The High Court bench of Justice Mustafa Zaman Islam and Justice SM Masud Hossain Dolan called for stopping such mockery as it heard a writ petition filed by two Supreme Court lawyers Aynunnahar Siddiqua and Manzur-Al-Matin, challenging the legality of putting the six students of different  universities in confinement in the name of taking them under detective branch’s custody. 

The lawyers also sought a court directive to the secretaries of the law and home ministries, chairman of the National Human Rights Commission, inspector general of the police, chief of the Army Staff, chief of the Naval Staff, and chief of the Air Force to explain why the use of live bullets on the protesters would not be declared illegal.

They also sought a court directive to the government authorities to release the confined students from the detective branch custody immediately.

The lawyers also sought a rule on the government authorities to explain why they should not be directed to produce the six students before the High Court to satisfy it that they were not held in custody illegally.

The court set Tuesday [today] for passing order on the writ petition.   

The court rebuked additional attorney general SM Munier when he told the court that the six student movement coordinators were seen taking food with forks and spoons with the detective branch chief.

‘Who asked (him) to do this?’ the court asked the government attorney.

‘Catching people at random and taking them to the dining table like the politicians…doing mockery with the nation,’ the court said.    

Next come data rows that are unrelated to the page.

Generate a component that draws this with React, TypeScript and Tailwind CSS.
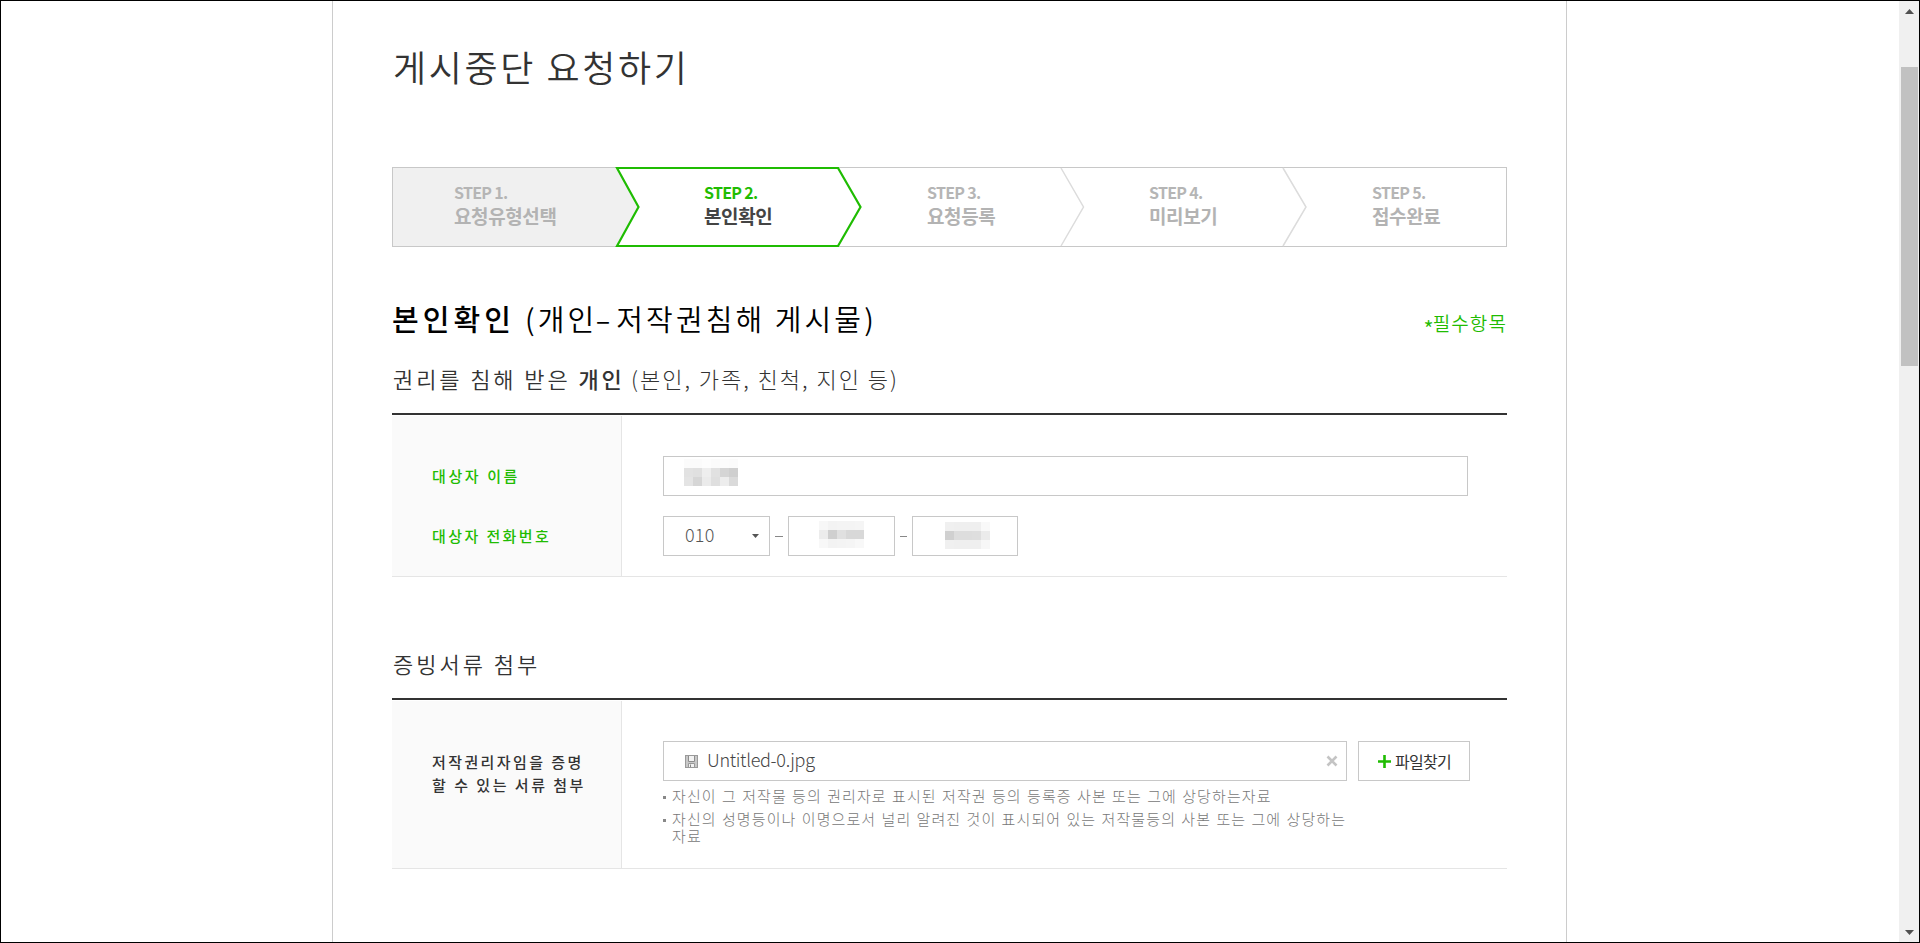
import { ReactNode } from 'react';
import clsx from 'clsx';

const steps = [
  { no: 'STEP 1.', label: '요청유형선택', width: 'w-[223px] pl-[62px]' },
  { no: 'STEP 2.', label: '본인확인', width: 'w-[223px] pl-[89px]', active: true },
  { no: 'STEP 3.', label: '요청등록', width: 'w-[223px] pl-[89px]' },
  { no: 'STEP 4.', label: '미리보기', width: 'w-[222px] pl-[88px]' },
  { no: 'STEP 5.', label: '접수완료', width: 'w-[222px] pl-[89px]' },
];

const nameCells = [
  ['#fbfbfb', '#fbfbfb', '#fdfdfd', '#fbfbfb', '#fcfcfc', '#fbfbfb'],
  ['#e2e2e2', '#e0e0e0', '#eeeeee', '#e1e1e1', '#d5d5d5', '#cfcfcf'],
  ['#e4e4e4', '#d6d6d6', '#ebebeb', '#dfdfdf', '#ededed', '#dadada'],
];

const middleCells = [
  ['#f7f7f7', '#f3f3f3', '#f4f4f4', '#f4f4f4', '#f5f5f5'],
  ['#ececec', '#cfcfcf', '#e0e0e0', '#d8d8d8', '#d8d8d8'],
  ['#f8f8f8', '#f3f3f3', '#f4f4f4', '#f5f5f5', '#f8f8f8'],
];

const lastCells = [
  ['#f0f0f0', '#efefef', '#efefef', '#efefef', '#f9f9f9'],
  ['#d0d0d0', '#dddddd', '#dddddd', '#dedede', '#ebebeb'],
  ['#f0f0f0', '#efefef', '#efefef', '#efefef', '#f7f7f7'],
];

function Mosaic({ cells }: { cells: string[][] }) {
  return (
    <div className="flex flex-col">
      {cells.map((row, y) => (
        <div key={y} className="flex">
          {row.map((color, x) => (
            <span key={x} className="block w-[9px] h-[9px]" style={{ backgroundColor: color }} />
          ))}
        </div>
      ))}
    </div>
  );
}

function StepBar() {
  return (
    <div className="relative mt-[81px] h-20 w-[1115px]">
      <svg className="absolute inset-0" width="1115" height="80" viewBox="0 0 1115 80" fill="none">
        <rect x="0.5" y="0.5" width="1114" height="79" fill="#fff" stroke="#c8c8c8" />
        <path d="M1 1H225L246 40L225 79H1Z" fill="#f0f0f0" />
        <path d="M669 1L691.5 40L669 79M891 1L914 40L891 79" stroke="#dcdcdc" strokeWidth="1.5" />
        <path d="M225 1H446L468.5 40L446 79H225L246.5 40Z" fill="#fff" stroke="#1fbc02" strokeWidth="2.2" />
      </svg>
      <ol className="relative flex h-full">
        {steps.map((step) => (
          <li key={step.no} className={clsx('shrink-0 pt-[15px] font-bold whitespace-nowrap', step.width)}>
            <p className={clsx('h-5 text-[16px] leading-5 tracking-[-0.7px]', step.active ? 'text-[#1fbc02]' : 'text-[#b5b5b5]')}>
              {step.no}
            </p>
            <p className={clsx('mt-0.5 text-[19px] leading-6 tracking-[-0.4px]', step.active ? 'text-[#444]' : 'text-[#b3b3b3]')}>
              {step.label}
            </p>
          </li>
        ))}
      </ol>
    </div>
  );
}

function FormTable({ labels, height, children }: { labels: ReactNode; height: string; children: ReactNode }) {
  return (
    <div className={clsx('mt-[19px] flex w-[1115px] border-t-2 border-t-[#333] border-b border-b-[#e5e5e5]', height)}>
      <div className="mt-px w-[230px] shrink-0 border-r border-[#e5e5e5] bg-[#fafafa] pl-10 text-[15px] font-medium whitespace-nowrap">
        {labels}
      </div>
      <div className="w-[885px] pl-[41px]">{children}</div>
    </div>
  );
}

function Scrollbar() {
  return (
    <div className="flex w-5 shrink-0 flex-col items-center bg-[#f0f0f0] pr-px pl-0.5">
      <svg className="mt-2 h-[5px] w-[9px] shrink-0" viewBox="0 0 9 5">
        <path d="M0 5L4.5 0L9 5Z" fill="#505050" />
      </svg>
      <div className="mt-[53px] h-[299px] w-full bg-[#c1c1c1]" />
      <svg className="mt-auto mb-[7px] h-[5px] w-[9px] shrink-0" viewBox="0 0 9 5">
        <path d="M0 0L4.5 5L9 0Z" fill="#505050" />
      </svg>
    </div>
  );
}

export default function App() {
  return (
    <div className="flex h-[943px] w-[1920px] overflow-hidden border border-black bg-white font-['Noto_Sans_CJK_KR',sans-serif]">
      <div className="flex flex-1 pl-[331px]">
        <main className="w-[1235px] border-x border-[#ccc] pt-[45px] pl-[59px]">
          <h1 className="pl-px text-[36px] leading-10 font-[350] tracking-[2.6px] text-[#333] whitespace-nowrap">게시중단 요청하기</h1>

          <StepBar />

          <div className="mt-[53px] flex h-9 w-[1115px] items-center justify-between whitespace-nowrap">
            <h2 className="text-[29px] leading-9 font-[350] text-black">
              <strong className="inline-block w-[133px] font-medium tracking-[4.1px]">본인확인</strong>
              <span className="tracking-[3.1px]">
                (개인<span className="mr-2 -ml-0.5 inline-block origin-left scale-x-160">-</span>저작권침해 게시물)
              </span>
            </h2>
            <span className="flex pt-[14px] text-[19px] leading-6 font-[350] tracking-[1.1px] text-[#1fbc02]">
              <span className="pt-[5px] text-[22px] tracking-[-1px]">*</span>필수항목
            </span>
          </div>

          {/* 개인 정보 */}
          <h3 className="mt-7 h-[30px] pl-px text-[22px] leading-[29px] font-[350] text-[#333] whitespace-nowrap">
            <span className="inline-block w-[238px] tracking-[2.9px]">
              권리를 침해 받은 <strong className="font-medium">개인</strong>
            </span>
            <span className="font-light tracking-[2px]">(본인, 가족, 친척, 지인 등)</span>
          </h3>
          <FormTable
            height="h-[164px]"
            labels={
              <div className="pt-[50px] leading-5 text-[#1fbc02]">
                <p className="tracking-[2.6px]">대상자 이름</p>
                <p className="mt-10 tracking-[2.4px]">대상자 전화번호</p>
              </div>
            }
          >
            <div className="mt-[41px] h-10 w-[805px] border border-[#c8c8c8] pt-[2px] pl-5">
              <Mosaic cells={nameCells} />
            </div>
            <div className="mt-5 flex items-center text-[#555]">
              <div className="flex h-10 w-[107px] items-center justify-between border border-[#c8c8c8] pr-[10px] pl-[21px]">
                <span className="-mt-1 text-[18px] leading-6 font-light tracking-[0.2px]">010</span>
                <svg width="7" height="4" viewBox="0 0 7 4">
                  <path d="M0 0H7L3.5 4Z" fill="#555" />
                </svg>
              </div>
              <span className="mx-[5px] h-px w-2 bg-[#888]" />
              <div className="flex h-10 w-[107px] border border-[#c8c8c8] pt-1 pl-[30px]">
                <Mosaic cells={middleCells} />
              </div>
              <span className="mr-[5px] ml-[5px] h-px w-[7px] bg-[#888]" />
              <div className="flex h-10 w-[106px] border border-[#c8c8c8] pt-[5px] pl-8">
                <Mosaic cells={lastCells} />
              </div>
            </div>
          </FormTable>

          {/* 증빙서류 */}
          <h3 className="mt-[72px] h-[30px] pl-px text-[22px] leading-[29px] font-[350] tracking-[3px] text-[#333] whitespace-nowrap">증빙서류 첨부</h3>
          <FormTable
            height="h-[171px]"
            labels={
              <div className="pt-[49px] leading-[23px] text-[#333]">
                <p className="tracking-[2.4px]">저작권리자임을 증명</p>
                <p className="tracking-[2.5px]">할 수 있는 서류 첨부</p>
              </div>
            }
          >
            <div className="mt-[41px] flex">
              <div className="flex h-10 w-[684px] items-center border border-[#c8c8c8] pr-2 pl-[21px]">
                <svg width="13" height="13" viewBox="0 0 13 13" fill="none">
                  <rect x="0.5" y="0.5" width="12" height="12" fill="#c8c8c8" stroke="#9a9a9a" />
                  <path d="M3.5 1V6.5H9.5V1" fill="#f2f2f2" stroke="#8d8d8d" />
                  <path d="M3.5 12V8.5H9.5V12" fill="#f2f2f2" stroke="#999" />
                  <path d="M5.5 9.5V12" stroke="#888" />
                </svg>
                <span className="-mt-1 ml-[9px] text-[18px] leading-6 font-light tracking-[-0.3px] text-[#444]">Untitled-0.jpg</span>
                <svg className="ml-auto" width="12" height="12" viewBox="0 0 12 12">
                  <path d="M1.5 1.5L10.5 10.5M10.5 1.5L1.5 10.5" stroke="#c4c4c4" strokeWidth="2.6" />
                </svg>
              </div>
              <button className="ml-[11px] flex h-10 w-28 items-center border border-[#c8c8c8] pl-[19px] text-[16px] tracking-[-0.7px] text-[#333] whitespace-nowrap">
                <svg className="mr-1" width="13" height="13" viewBox="0 0 13 13">
                  <path d="M6.5 0V13M0 6.5H13" stroke="#1fbc02" strokeWidth="2.6" />
                </svg>
                파일찾기
              </button>
            </div>
            <ul className="mt-[7px] font-['Liberation_Sans','Noto_Sans_CJK_KR',sans-serif] text-[15px] leading-[17px] font-light tracking-[1.1px] text-[#777] whitespace-nowrap">
              <li className="flex">
                <span className="mt-2 mr-[6px] h-[3px] w-[3px] bg-[#888]" />
                자신이 그 저작물 등의 권리자로 표시된 저작권 등의 등록증 사본 또는 그에 상당하는자료
              </li>
              <li className="mt-[6px] flex">
                <span className="mt-2 mr-[6px] h-[3px] w-[3px] bg-[#888]" />
                <div>
                  <p>자신의 성명등이나 이명으로서 널리 알려진 것이 표시되어 있는 저작물등의 사본 또는 그에 상당하는</p>
                  <p>자료</p>
                </div>
              </li>
            </ul>
          </FormTable>
        </main>
      </div>
      <Scrollbar />
    </div>
  );
}
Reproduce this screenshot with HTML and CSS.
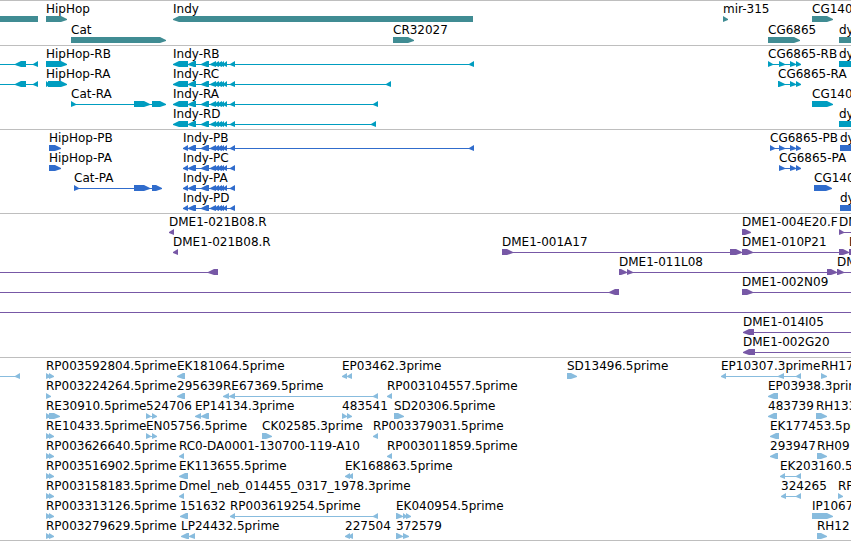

Fellows and family members on Sunday alleged that law enforcement agencies picked up the students, mostly from private hospitals where they were undergoing treatment.

Some of the coordinators who were admitted to hospital after release from confinement alleged that they were blindfolded and brutally tortured and beaten by people who identified themselves as members of law enforcement agencies.

Senior lawyers ZI Khan Panna, Aneek R Haque and Sara Hossain questioned the legality of law enforcers firing on protesters indiscriminately. 

They argued that that the law enforcers had no right to pick or confine any citizens without any charges and an arrest warrants.

Sara Hossain argued that the law did not permit the law enforcers to confine a citizen in the name of safe custody. 

Additional attorney generals SM Munier, Sk Md Morshed and Mehedi Hassan Chowdhury justified the action of the law enforcement agencies to contain the protesters and law and order.